====== INPUT FOR THIS TASK

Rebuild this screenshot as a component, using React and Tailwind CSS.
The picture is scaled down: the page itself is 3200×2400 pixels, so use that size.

============
====== INPUT FOR THIS TASK

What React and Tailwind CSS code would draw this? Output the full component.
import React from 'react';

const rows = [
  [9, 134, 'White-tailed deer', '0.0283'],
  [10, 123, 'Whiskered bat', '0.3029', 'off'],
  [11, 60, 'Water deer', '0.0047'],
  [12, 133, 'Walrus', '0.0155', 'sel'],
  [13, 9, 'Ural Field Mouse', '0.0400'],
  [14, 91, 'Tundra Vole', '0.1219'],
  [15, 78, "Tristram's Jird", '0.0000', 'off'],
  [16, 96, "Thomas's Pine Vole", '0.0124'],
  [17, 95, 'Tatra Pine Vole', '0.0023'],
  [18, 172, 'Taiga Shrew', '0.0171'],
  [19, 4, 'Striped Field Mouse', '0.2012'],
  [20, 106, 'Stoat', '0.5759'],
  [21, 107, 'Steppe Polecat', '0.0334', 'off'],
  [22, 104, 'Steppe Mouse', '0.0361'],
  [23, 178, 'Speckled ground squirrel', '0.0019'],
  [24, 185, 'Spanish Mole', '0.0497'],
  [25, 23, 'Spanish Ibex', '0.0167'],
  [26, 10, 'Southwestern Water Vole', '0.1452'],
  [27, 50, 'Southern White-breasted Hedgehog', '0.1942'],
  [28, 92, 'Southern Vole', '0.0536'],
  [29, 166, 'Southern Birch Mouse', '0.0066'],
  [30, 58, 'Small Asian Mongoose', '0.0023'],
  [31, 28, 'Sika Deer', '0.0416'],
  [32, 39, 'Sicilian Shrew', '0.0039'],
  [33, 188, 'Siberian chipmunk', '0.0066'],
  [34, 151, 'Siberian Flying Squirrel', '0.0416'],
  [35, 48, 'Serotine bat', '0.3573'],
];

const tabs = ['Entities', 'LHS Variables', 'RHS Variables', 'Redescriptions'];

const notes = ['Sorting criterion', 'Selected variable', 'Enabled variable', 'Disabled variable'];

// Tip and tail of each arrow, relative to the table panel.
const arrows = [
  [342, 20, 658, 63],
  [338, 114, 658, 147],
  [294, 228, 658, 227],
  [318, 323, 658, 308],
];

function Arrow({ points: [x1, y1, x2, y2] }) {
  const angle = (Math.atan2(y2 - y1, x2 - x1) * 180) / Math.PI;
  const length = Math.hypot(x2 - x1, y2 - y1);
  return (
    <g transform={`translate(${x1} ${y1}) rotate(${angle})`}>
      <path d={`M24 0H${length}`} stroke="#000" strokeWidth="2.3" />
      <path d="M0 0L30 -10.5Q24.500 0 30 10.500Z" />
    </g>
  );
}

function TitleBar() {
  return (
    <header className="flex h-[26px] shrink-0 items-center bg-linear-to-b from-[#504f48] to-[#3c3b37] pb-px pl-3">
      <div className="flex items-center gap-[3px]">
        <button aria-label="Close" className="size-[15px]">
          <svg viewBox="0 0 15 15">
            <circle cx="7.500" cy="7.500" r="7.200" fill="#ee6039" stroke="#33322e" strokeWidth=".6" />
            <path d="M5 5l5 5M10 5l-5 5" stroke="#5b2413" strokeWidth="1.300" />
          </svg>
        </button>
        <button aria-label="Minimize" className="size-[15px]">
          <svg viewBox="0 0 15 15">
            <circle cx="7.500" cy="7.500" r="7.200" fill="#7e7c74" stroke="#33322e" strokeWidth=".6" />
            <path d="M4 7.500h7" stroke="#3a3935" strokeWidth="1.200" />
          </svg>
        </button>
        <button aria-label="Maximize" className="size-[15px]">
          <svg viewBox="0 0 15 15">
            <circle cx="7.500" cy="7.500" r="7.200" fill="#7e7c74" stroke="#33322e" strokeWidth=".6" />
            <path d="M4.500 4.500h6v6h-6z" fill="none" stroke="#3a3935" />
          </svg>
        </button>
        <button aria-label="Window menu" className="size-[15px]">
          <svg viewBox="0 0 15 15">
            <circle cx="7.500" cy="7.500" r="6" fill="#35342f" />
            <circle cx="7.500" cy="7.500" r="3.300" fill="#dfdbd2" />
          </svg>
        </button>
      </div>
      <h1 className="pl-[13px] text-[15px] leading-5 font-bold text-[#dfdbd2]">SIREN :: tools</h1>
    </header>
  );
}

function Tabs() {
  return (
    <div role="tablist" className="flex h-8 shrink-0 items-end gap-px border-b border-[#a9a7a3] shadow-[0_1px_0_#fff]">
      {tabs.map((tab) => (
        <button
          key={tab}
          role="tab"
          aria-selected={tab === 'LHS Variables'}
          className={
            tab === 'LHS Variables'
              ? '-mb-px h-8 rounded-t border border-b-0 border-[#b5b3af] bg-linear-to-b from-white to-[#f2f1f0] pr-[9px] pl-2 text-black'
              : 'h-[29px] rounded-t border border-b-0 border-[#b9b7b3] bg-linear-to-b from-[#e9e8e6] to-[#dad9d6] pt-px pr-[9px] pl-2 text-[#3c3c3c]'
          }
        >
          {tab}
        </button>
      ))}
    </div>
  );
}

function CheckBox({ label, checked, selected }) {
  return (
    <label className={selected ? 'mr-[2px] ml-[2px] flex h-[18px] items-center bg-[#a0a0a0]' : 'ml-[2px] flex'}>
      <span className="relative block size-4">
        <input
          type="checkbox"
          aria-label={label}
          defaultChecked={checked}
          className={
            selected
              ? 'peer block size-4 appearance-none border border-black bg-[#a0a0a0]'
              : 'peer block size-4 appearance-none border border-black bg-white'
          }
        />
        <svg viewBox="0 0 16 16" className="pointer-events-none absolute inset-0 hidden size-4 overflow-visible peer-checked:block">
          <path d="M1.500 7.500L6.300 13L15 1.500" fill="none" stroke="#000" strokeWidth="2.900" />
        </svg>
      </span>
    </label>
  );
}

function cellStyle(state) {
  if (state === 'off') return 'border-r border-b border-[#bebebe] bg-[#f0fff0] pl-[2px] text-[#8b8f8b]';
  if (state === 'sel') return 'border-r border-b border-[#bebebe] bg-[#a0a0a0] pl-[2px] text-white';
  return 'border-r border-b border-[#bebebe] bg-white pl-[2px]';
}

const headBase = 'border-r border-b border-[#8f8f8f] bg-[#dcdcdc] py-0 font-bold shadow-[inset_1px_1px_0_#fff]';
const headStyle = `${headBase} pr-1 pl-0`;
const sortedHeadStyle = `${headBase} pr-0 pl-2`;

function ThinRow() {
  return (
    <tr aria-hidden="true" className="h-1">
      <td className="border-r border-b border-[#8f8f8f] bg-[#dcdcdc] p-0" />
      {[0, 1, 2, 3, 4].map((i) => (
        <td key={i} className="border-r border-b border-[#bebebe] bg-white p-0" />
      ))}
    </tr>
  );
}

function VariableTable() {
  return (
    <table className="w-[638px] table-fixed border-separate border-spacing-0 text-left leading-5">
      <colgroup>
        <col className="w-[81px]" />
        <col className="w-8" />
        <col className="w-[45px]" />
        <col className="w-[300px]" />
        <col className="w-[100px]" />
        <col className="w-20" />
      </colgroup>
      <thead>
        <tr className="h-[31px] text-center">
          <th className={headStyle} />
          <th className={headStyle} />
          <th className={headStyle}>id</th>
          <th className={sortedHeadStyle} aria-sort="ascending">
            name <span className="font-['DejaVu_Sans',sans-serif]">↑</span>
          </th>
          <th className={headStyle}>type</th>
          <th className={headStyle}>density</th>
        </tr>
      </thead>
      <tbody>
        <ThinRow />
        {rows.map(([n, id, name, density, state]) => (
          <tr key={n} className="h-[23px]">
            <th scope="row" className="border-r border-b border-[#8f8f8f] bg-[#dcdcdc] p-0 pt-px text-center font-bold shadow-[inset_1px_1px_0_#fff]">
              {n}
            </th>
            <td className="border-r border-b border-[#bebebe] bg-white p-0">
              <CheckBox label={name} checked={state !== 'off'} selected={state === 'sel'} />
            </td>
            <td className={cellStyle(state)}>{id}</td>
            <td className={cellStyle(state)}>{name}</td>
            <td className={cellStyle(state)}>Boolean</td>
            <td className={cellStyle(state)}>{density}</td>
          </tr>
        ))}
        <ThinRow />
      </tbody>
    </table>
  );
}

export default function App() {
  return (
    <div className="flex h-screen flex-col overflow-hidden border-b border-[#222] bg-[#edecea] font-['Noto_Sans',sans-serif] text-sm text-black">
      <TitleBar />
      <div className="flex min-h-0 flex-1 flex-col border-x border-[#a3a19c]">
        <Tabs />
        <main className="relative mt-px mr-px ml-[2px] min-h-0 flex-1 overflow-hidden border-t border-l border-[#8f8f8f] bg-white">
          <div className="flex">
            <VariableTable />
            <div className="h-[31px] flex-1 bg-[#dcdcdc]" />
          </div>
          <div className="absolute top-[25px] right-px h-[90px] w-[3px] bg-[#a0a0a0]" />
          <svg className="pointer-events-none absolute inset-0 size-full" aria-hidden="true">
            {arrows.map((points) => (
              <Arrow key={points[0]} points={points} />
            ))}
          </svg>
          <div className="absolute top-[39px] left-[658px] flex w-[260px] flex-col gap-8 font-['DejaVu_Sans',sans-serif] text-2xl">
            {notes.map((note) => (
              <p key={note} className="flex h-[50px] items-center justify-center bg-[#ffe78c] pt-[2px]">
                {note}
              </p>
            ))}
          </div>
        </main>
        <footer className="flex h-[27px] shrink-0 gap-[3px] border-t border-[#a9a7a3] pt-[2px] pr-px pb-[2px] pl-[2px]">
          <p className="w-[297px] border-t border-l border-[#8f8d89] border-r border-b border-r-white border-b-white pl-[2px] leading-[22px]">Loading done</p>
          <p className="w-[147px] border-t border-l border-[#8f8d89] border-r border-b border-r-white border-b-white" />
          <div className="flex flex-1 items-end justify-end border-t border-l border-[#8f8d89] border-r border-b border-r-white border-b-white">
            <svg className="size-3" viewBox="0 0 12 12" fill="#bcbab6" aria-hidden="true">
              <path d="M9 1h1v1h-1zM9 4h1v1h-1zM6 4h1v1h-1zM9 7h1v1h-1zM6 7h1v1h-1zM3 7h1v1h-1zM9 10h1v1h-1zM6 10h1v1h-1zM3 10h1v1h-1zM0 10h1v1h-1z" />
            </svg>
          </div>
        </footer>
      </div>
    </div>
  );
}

============

## [REQUIRED WORK]
Determine how many lines include the string "React". Give no answer but the number.

## [OUTPUT OF THE TASK]
3